A numerical study integrated with RSM for hydrothermal and entropy performance of porous jet impingement

The thermohydraulic and thermodynamic performance of porous jet impingement under pressure drop effect has not yet been jointly published. Thus, the novelty of this work computationally along with the response surface methodology (RSM) optimization approach considers the porous jet impingement performance linked with a pressure drop simultaneously. Also, the current study used a novel multiobjective optimum design study for various design parameters, such as porosity (ε), Darcy number (Da), and pore per inch (PPI), under numerical simulation assessment of forced laminar convection of jet impingement with full and partial metal foam. The influence of various base plate thicknesses (t = 0, 1, 2, and 3 mm), various nanofluids (Al₂O₃, CuO, SiO₂, and ZnO), and the metal foam size percentage (W/L = 0, 0.25, 0.5, 0.75, and 1) on the improvement of the thermohydraulic and thermodynamic performance is also simulated.

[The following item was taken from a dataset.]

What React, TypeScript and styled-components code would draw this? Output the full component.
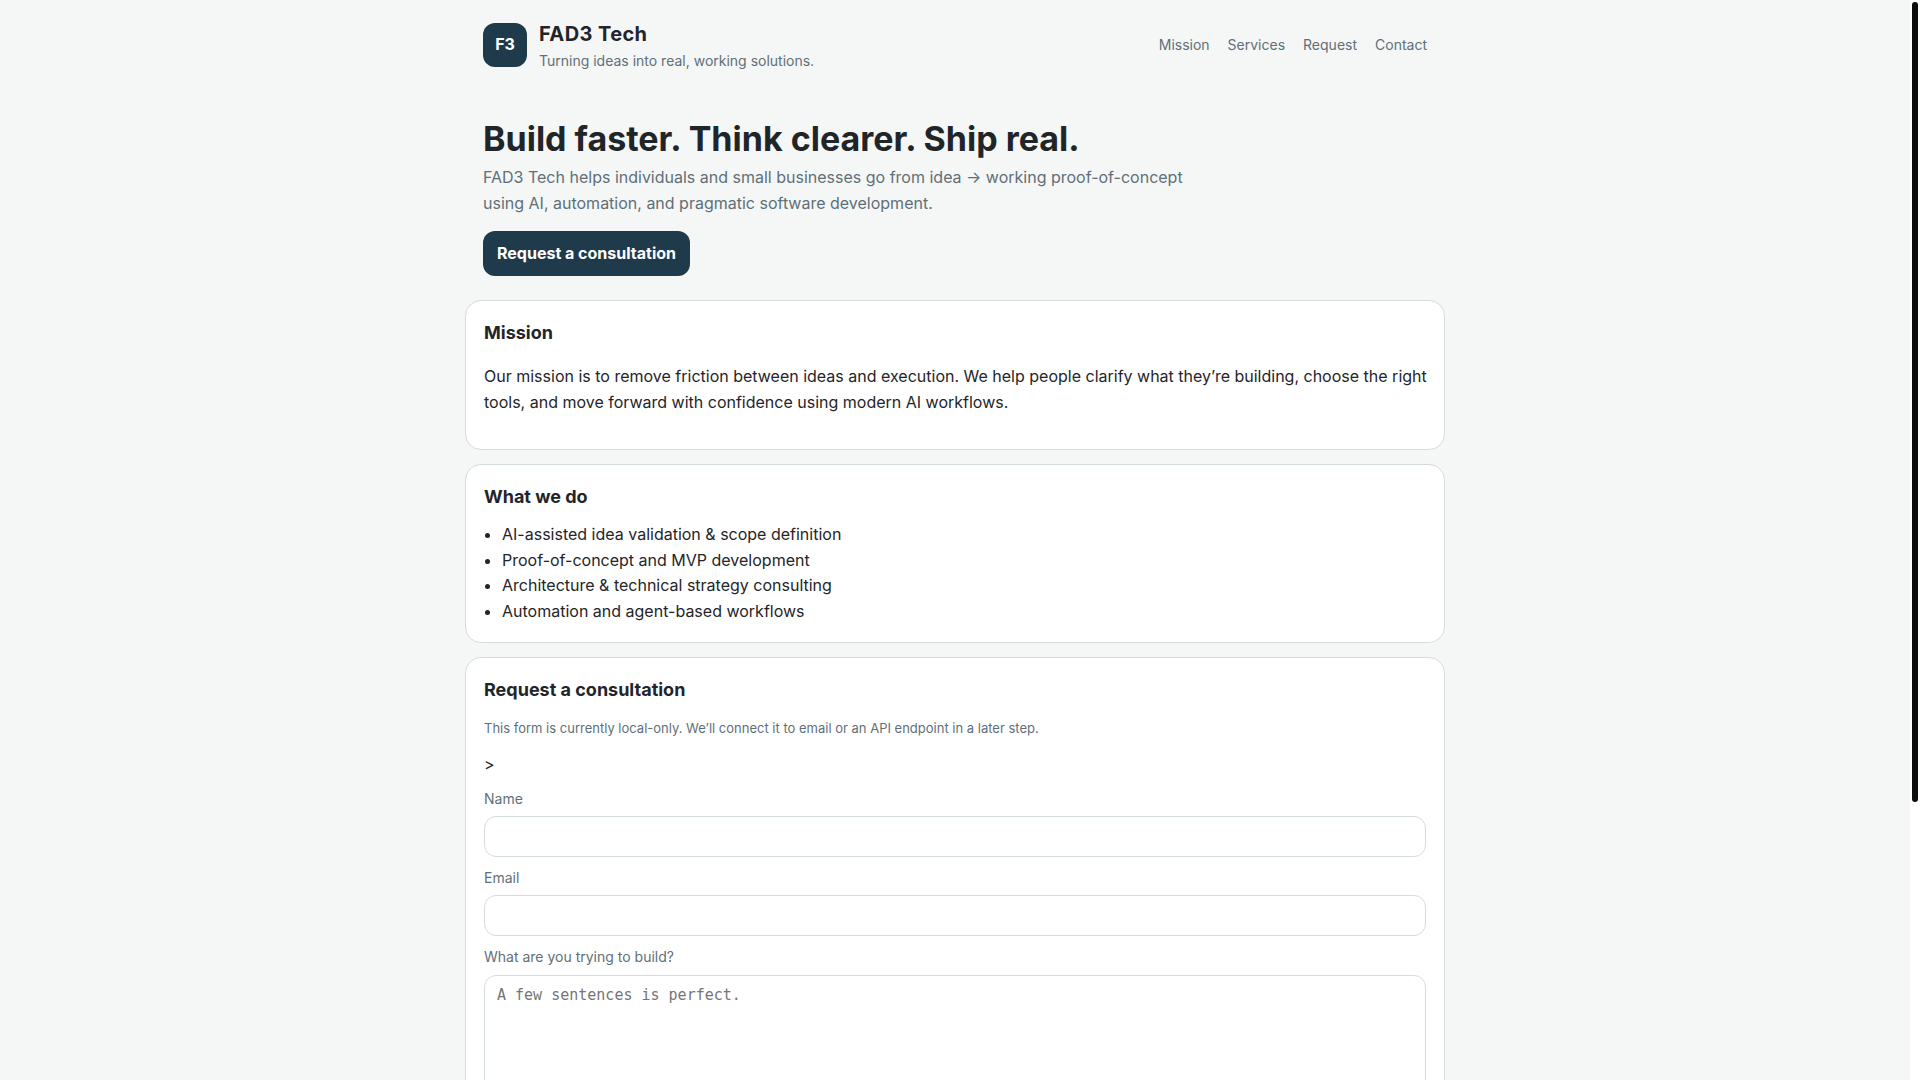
import React, { useEffect, useRef, useState } from "react";
import styled, { createGlobalStyle, ThemeProvider } from "styled-components";

const theme = {
  bg: "#f5f7f6",
  surface: "#ffffff",
  text: "#1f2529",
  muted: "#5f6f78",
  primary: "#1f3a4a",
  border: "#d5dce0",
  font: '"Inter", "Liberation Sans", sans-serif',
  mono: '"DejaVu Sans Mono", monospace',
};

const GlobalStyle = createGlobalStyle`
  * { box-sizing: border-box; }
  body {
    margin: 0;
    font-family: ${theme.font};
    font-size: 16px;
    line-height: 1.6;
    color: ${theme.text};
    background: ${theme.bg};
  }
`;

const Page = styled.div`
  display: flex;
  height: 100vh;
`;

const Scroller = styled.div`
  flex: 1;
  min-width: 0;
  overflow-y: auto;
  scrollbar-width: none;
`;

const ScrollTrack = styled.div`
  flex: none;
  width: 10px;
  padding: 2px;
  background: #ffffff;
`;

const ScrollThumb = styled.div`
  width: 6px;
  border-radius: 3px;
  background: #0b0d0e;
`;

const Container = styled.div`
  max-width: 980px;
  margin: 0 auto;
  padding-bottom: 244px;
`;

const Header = styled.header`
  display: flex;
  align-items: center;
  justify-content: space-between;
  padding: 18px;
`;

const Brand = styled.div`
  display: flex;
  align-items: center;
  gap: 12px;
`;

const Logo = styled.div`
  display: grid;
  place-items: center;
  width: 44px;
  height: 44px;
  border-radius: 12px;
  background: ${(p) => p.theme.primary};
  color: #ffffff;
  font-weight: 700;
`;

const BrandName = styled.div`
  font-size: 20px;
  font-weight: 700;
  letter-spacing: 0.02em;
`;

const Tagline = styled.div`
  font-size: 14px;
  color: ${(p) => p.theme.muted};
`;

const Nav = styled.nav`
  display: flex;
  gap: 18px;
`;

const NavLink = styled.a`
  font-size: 14px;
  color: ${(p) => p.theme.muted};
  text-decoration: none;
`;

const Hero = styled.section`
  padding: 28px 18px 24px;
`;

const HeroTitle = styled.h1`
  margin: 0 0 6px;
  font-size: 34px;
  line-height: 41px;
`;

const Lead = styled.p`
  max-width: 720px;
  margin: 0 0 14px;
  color: ${(p) => p.theme.muted};
`;

const CtaLink = styled.a`
  display: inline-block;
  vertical-align: top;
  padding: 10px 14px;
  border-radius: 12px;
  background: ${(p) => p.theme.primary};
  color: #ffffff;
  font-weight: 700;
  text-decoration: none;
`;

const Card = styled.section`
  margin-bottom: 14px;
  padding: 18px;
  border: 1px solid ${(p) => p.theme.border};
  border-radius: 16px;
  background: ${(p) => p.theme.surface};
`;

const CardTitle = styled.h2`
  margin: 0 0 10px;
  font-size: 18px;
`;

const Text = styled.p`
  margin: 16px -8px 16px 0;
`;

const Note = styled.p`
  margin: 13px 0;
  font-size: 13px;
  color: ${(p) => p.theme.muted};
`;

const List = styled.ul`
  margin: 0;
  padding-left: 18px;
`;

const Label = styled.label`
  display: block;
  margin: 10px 0 6px;
  font-size: 14px;
  color: ${(p) => p.theme.muted};
`;

const Input = styled.input`
  display: block;
  width: 100%;
  padding: 10px 12px;
  border: 1px solid ${(p) => p.theme.border};
  border-radius: 12px;
  background: ${(p) => p.theme.surface};
  color: inherit;
  font-family: ${(p) => p.theme.font};
  font-size: 15px;
`;

const TextArea = styled.textarea`
  display: block;
  width: 100%;
  min-height: 200px;
  padding: 10px 12px;
  border: 1px solid ${(p) => p.theme.border};
  border-radius: 12px;
  background: ${(p) => p.theme.surface};
  color: inherit;
  font-family: ${(p) => p.theme.mono};
  font-size: 15px;
  resize: vertical;
`;

const links = [
  { href: "#mission", label: "Mission" },
  { href: "#services", label: "Services" },
  { href: "#request", label: "Request" },
  { href: "#contact", label: "Contact" },
];

const services = [
  "AI-assisted idea validation & scope definition",
  "Proof-of-concept and MVP development",
  "Architecture & technical strategy consulting",
  "Automation and agent-based workflows",
];

export default function App() {
  const scroller = useRef<HTMLDivElement>(null);
  const [thumb, setThumb] = useState({ size: 0, offset: 0 });

  const updateThumb = () => {
    const el = scroller.current;
    if (!el) return;
    const scale = (el.clientHeight - 4) / el.scrollHeight;
    setThumb({
      size: Math.round(el.clientHeight * scale),
      offset: Math.round(el.scrollTop * scale),
    });
  };

  useEffect(() => {
    updateThumb();
    window.addEventListener("resize", updateThumb);
    return () => window.removeEventListener("resize", updateThumb);
  }, []);

  return (
    <ThemeProvider theme={theme}>
      <GlobalStyle />
      <Page>
        <Scroller ref={scroller} onScroll={updateThumb}>
          <Container>
            <Header>
              <Brand>
                <Logo>F3</Logo>
                <div>
                  <BrandName>FAD3 Tech</BrandName>
                  <Tagline>Turning ideas into real, working solutions.</Tagline>
                </div>
              </Brand>
              <Nav>
                {links.map((link) => (
                  <NavLink key={link.href} href={link.href}>
                    {link.label}
                  </NavLink>
                ))}
              </Nav>
            </Header>

            <main>
              <Hero>
                <HeroTitle>Build faster. Think clearer. Ship real.</HeroTitle>
                <Lead>
                  FAD3 Tech helps individuals and small businesses go from idea → working
                  proof-of-concept using AI, automation, and pragmatic software development.
                </Lead>
                <CtaLink href="#request">Request a consultation</CtaLink>
              </Hero>

              <Card id="mission">
                <CardTitle>Mission</CardTitle>
                <Text>
                  Our mission is to remove friction between ideas and execution. We help people
                  clarify what they’re building, choose the right tools, and move forward with
                  confidence using modern AI workflows.
                </Text>
              </Card>

              <Card id="services">
                <CardTitle>What we do</CardTitle>
                <List>
                  {services.map((service) => (
                    <li key={service}>{service}</li>
                  ))}
                </List>
              </Card>

              <Card id="request">
                <CardTitle>Request a consultation</CardTitle>
                <Note>
                  This form is currently local-only. We’ll connect it to email or an API endpoint
                  in a later step.
                </Note>
                <form>
                  &gt;
                  <Label htmlFor="name">Name</Label>
                  <Input id="name" name="name" type="text" />
                  <Label htmlFor="email">Email</Label>
                  <Input id="email" name="email" type="email" />
                  <Label htmlFor="idea">What are you trying to build?</Label>
                  <TextArea id="idea" name="idea" placeholder="A few sentences is perfect." />
                </form>
              </Card>
            </main>
          </Container>
        </Scroller>
        <ScrollTrack aria-hidden="true">
          <ScrollThumb style={{ height: thumb.size, marginTop: thumb.offset }} />
        </ScrollTrack>
      </Page>
    </ThemeProvider>
  );
}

Results indicated that utilizing pure water and a metal foam size (W/L) of 1 along with a base plate thickness of 0 mm produced the preferable thermohydraulic and thermodynamic performance. Furthermore, according to an optimization analysis, the current study's objective for the thermohydraulic and thermodynamic performance of jet impingement can be achieved using the parameters porosity ε = 0.1, Darcy number, Da = 1, and the PPI = 15. Therefore, this investigation integrating computational fluid dynamics and RSM offers considerable innovation and useful reference for the optimum design of a porous jet impingement cooling.